Barnes responded by accusing Cellino of "reprehensible conduct," including efforts to "pirate" lawyers and cases from the firm with the intention of beginning his own. Both Barnes and Cellino denied any wrongdoing and blamed each other for all the problems.
But Barnes also said he was willing to continue to work with Cellino. He said keeping the business partnership together would benefit him and Cellino, in addition to the law firm’s hundreds of employees and thousands of clients.
Attorneys on both sides of the case agreed that the law firm – despite the dispute – was a financial juggernaut, with both Cellino and Barnes taking home more than $1 million a month in profits.
There was a major development in the state court case in August, when a state appeals court said it agreed with a ruling made in February 2018 by Chimes. At that time, Chimes refused Barnes' request to dismiss Cellino’s lawsuit.
Cellino’s efforts to break up the firm should not be dismissed simply because the firm is making big profits, the appeals court wrote.
“When a point is reached at which the shareholders who are actively conducting the business ... cannot agree, dissolution may be in the best interest of those shareholders,” the appeals court wrote. Cellino and Barnes are the law firm’s only shareholders.
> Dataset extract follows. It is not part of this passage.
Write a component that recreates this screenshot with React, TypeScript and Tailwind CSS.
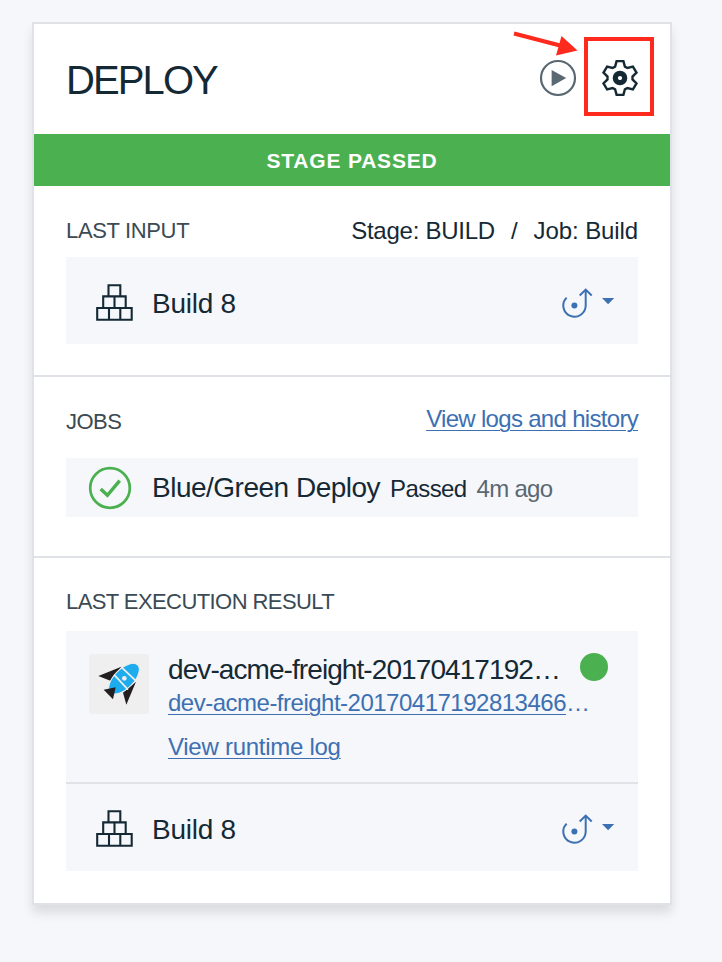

That ruling was a serious blow to Barnes and his supporters, and it led to earnest talks about a possible settlement, sources on both sides of the case said.
Those talks have “really picked up” since the appeals court ruling, said one source closely familiar with the proceedings.
Retired State Appellate Judge Jerome C. Gorski has been overseeing the discussions.
One of the many issues that would have to be negotiated is the question of which attorney gets continued access to the 888-8888 telephone number that prospective clients use to contact the Cellino & Barnes firm. Other issues include how to divide up the firm's more than 10,000 cases and more than 300 employees, including lawyers.
Spurred on by aggressive advertising on television, radio and in newspapers, Cellino & Barnes over the past 25 years has grown from a two-man operation to one of the largest personal injury law firms in the nation.
“That all-8 phone number, in itself, is worth millions,” said one source close to the case.